Identify and copy all lines of the material where the string "uses" is found.

--

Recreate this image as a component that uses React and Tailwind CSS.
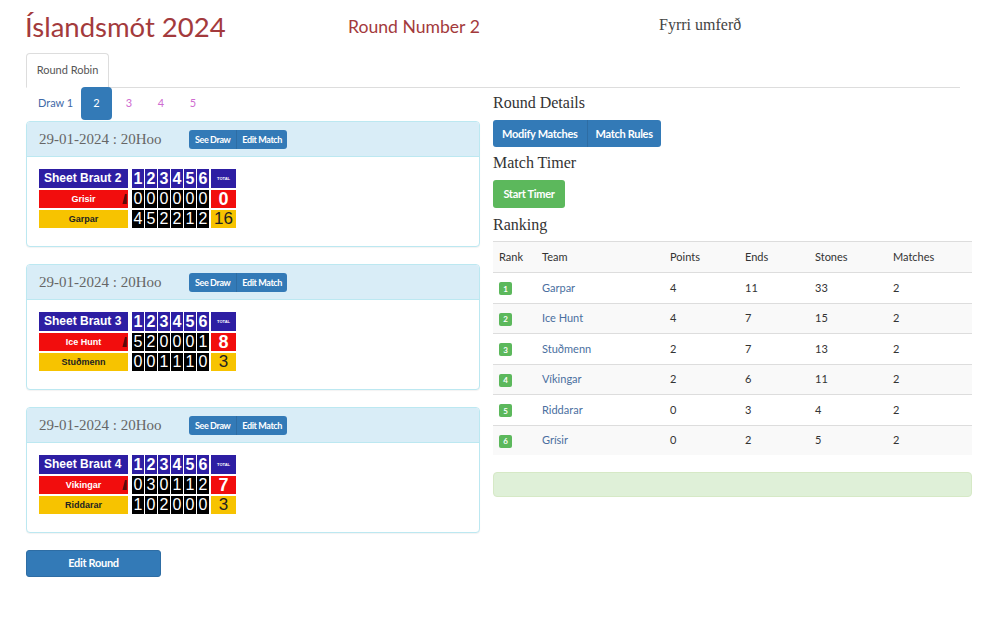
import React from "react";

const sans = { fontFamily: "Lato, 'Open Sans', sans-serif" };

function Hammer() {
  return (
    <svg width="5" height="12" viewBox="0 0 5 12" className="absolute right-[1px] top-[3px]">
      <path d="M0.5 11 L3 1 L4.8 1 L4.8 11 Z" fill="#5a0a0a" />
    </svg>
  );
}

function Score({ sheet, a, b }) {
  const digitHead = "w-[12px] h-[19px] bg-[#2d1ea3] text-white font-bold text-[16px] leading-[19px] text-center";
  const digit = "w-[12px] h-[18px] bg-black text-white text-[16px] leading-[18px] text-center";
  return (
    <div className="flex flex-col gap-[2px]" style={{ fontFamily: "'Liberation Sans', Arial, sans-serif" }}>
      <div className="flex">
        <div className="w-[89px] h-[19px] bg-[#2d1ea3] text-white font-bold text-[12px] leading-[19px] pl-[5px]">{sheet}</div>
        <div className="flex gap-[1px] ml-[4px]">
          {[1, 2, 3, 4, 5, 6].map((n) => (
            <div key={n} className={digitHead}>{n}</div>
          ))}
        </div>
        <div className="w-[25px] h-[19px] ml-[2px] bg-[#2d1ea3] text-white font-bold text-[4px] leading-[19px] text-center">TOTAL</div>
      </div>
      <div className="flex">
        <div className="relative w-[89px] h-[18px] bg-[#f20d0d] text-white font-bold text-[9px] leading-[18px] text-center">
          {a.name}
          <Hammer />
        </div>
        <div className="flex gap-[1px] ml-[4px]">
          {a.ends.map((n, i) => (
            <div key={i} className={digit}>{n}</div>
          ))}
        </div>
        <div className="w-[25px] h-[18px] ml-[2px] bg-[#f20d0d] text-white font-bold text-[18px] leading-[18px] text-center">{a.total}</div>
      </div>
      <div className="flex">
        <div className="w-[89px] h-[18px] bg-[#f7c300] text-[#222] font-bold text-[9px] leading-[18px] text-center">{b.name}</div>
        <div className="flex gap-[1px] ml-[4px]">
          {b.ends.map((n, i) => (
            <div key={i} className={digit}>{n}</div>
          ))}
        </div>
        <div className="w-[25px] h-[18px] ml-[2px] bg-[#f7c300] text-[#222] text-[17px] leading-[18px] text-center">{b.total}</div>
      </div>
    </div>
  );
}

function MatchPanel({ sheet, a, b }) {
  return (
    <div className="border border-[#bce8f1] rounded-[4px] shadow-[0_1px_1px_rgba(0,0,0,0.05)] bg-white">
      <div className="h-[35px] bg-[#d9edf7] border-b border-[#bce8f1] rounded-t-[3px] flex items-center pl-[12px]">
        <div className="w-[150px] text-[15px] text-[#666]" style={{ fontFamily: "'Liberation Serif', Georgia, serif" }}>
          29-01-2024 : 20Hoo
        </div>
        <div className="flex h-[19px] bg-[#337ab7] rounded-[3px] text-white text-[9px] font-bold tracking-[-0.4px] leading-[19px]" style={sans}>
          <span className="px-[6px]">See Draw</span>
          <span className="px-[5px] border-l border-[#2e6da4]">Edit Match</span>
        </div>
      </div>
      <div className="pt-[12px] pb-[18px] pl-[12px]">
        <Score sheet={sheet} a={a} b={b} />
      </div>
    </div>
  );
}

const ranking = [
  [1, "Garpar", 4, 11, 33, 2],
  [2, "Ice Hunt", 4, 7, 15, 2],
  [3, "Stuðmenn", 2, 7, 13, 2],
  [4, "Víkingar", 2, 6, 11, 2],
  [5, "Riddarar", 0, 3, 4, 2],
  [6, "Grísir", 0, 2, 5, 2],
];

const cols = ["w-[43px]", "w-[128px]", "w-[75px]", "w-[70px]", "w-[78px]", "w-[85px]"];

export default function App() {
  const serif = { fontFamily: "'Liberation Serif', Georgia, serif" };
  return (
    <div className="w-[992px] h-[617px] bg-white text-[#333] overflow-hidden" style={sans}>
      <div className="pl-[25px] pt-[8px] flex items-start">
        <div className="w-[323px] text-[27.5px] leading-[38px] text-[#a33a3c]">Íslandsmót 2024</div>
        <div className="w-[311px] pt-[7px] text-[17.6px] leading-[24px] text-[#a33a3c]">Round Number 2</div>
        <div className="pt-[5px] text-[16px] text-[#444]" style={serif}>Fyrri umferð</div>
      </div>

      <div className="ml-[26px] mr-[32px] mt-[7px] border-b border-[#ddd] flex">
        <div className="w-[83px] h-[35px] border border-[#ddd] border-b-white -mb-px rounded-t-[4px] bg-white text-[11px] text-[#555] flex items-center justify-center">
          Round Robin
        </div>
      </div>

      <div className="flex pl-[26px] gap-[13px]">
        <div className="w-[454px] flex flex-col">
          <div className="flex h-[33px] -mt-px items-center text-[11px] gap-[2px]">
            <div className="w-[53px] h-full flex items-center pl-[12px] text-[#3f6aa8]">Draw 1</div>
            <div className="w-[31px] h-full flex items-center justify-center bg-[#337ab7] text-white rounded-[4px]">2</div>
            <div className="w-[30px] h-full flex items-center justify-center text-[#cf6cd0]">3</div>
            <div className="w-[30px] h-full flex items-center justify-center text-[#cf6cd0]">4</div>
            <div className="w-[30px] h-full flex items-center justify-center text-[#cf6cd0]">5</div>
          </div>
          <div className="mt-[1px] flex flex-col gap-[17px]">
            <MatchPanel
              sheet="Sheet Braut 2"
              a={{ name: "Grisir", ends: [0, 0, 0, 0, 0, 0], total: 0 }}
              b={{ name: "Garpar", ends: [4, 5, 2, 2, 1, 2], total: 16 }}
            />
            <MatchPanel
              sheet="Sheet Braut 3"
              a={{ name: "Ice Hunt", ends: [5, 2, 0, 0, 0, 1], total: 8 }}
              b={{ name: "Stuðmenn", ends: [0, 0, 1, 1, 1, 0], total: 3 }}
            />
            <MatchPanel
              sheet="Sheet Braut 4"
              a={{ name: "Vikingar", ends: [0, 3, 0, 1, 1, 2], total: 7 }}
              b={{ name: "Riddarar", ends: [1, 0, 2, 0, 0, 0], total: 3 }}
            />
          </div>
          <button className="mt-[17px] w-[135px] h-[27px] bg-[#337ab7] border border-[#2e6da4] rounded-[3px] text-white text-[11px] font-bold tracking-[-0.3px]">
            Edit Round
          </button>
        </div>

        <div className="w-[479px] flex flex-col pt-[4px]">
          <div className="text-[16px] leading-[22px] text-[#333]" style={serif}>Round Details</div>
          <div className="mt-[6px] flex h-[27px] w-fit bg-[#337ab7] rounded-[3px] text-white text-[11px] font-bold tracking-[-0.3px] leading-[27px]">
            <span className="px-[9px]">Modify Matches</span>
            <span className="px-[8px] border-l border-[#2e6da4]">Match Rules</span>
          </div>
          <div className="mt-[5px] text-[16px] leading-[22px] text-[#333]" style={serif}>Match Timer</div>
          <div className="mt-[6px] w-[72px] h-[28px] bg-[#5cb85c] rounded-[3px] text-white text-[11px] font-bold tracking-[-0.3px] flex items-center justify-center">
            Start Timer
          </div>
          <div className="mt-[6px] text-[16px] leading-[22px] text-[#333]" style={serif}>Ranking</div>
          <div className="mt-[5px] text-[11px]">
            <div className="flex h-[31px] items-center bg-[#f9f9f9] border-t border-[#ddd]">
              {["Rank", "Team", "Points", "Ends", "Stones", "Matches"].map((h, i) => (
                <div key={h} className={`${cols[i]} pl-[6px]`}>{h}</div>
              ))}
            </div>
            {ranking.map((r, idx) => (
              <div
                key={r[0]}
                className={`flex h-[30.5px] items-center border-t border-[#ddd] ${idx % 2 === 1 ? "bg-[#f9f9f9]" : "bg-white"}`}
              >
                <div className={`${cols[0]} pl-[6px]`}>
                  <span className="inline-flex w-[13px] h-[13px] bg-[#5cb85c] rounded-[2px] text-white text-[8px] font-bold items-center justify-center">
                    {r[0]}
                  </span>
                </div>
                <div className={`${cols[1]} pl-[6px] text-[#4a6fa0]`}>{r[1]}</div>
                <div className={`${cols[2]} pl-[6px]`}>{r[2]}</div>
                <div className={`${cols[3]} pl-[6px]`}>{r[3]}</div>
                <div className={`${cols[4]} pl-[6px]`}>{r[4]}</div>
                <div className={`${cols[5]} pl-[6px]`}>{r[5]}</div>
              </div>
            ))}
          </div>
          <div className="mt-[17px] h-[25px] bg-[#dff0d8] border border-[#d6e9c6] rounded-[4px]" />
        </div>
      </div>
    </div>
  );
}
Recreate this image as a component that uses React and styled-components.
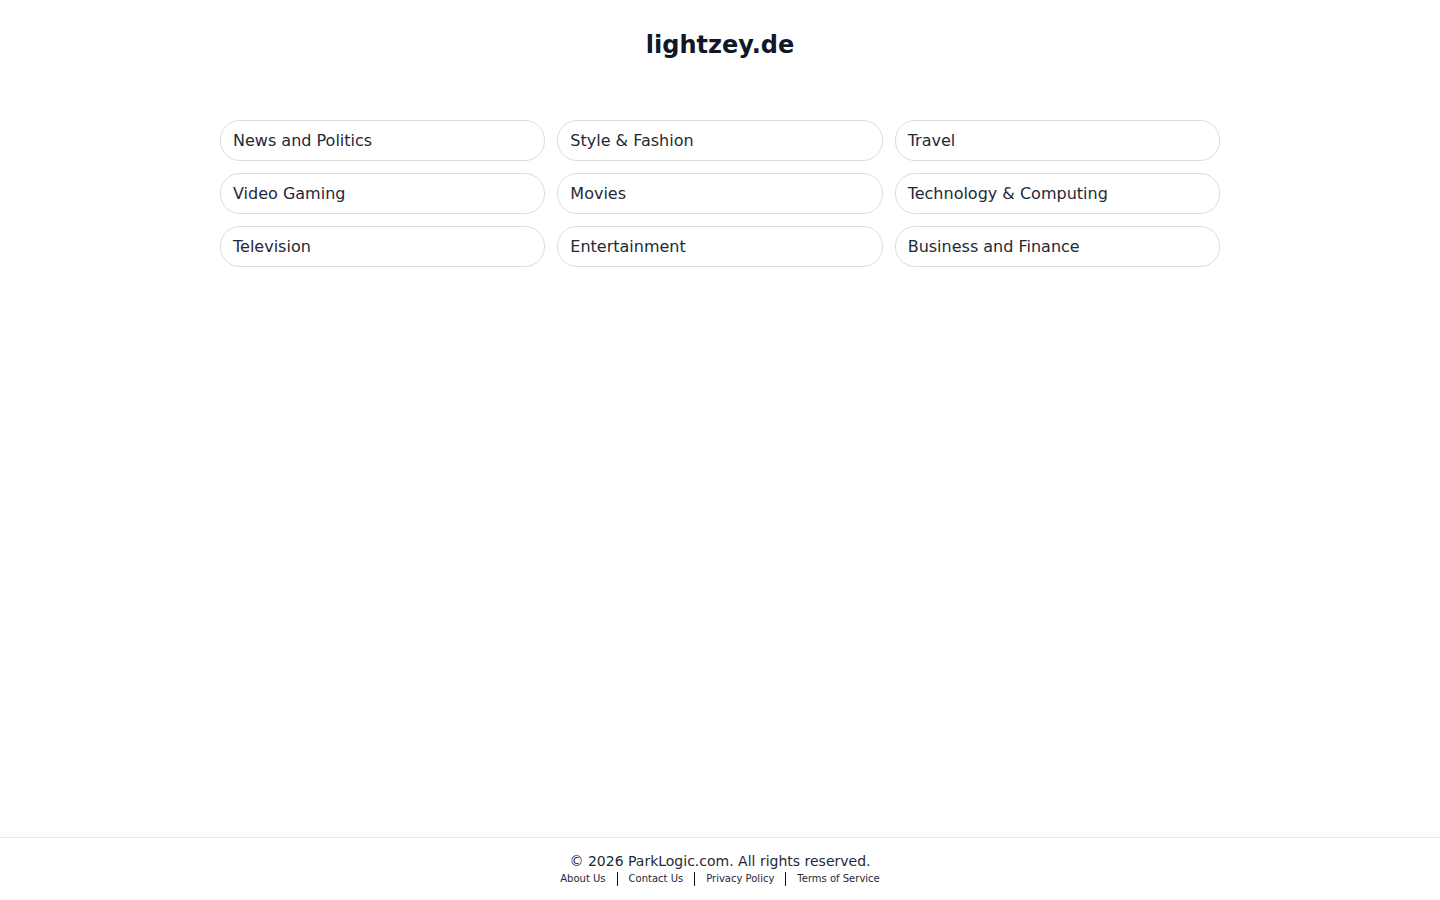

--

§ Correct output:
Recreate this image as a component that uses React and Tailwind CSS.
Recreate this image as a component that uses React and styled-components.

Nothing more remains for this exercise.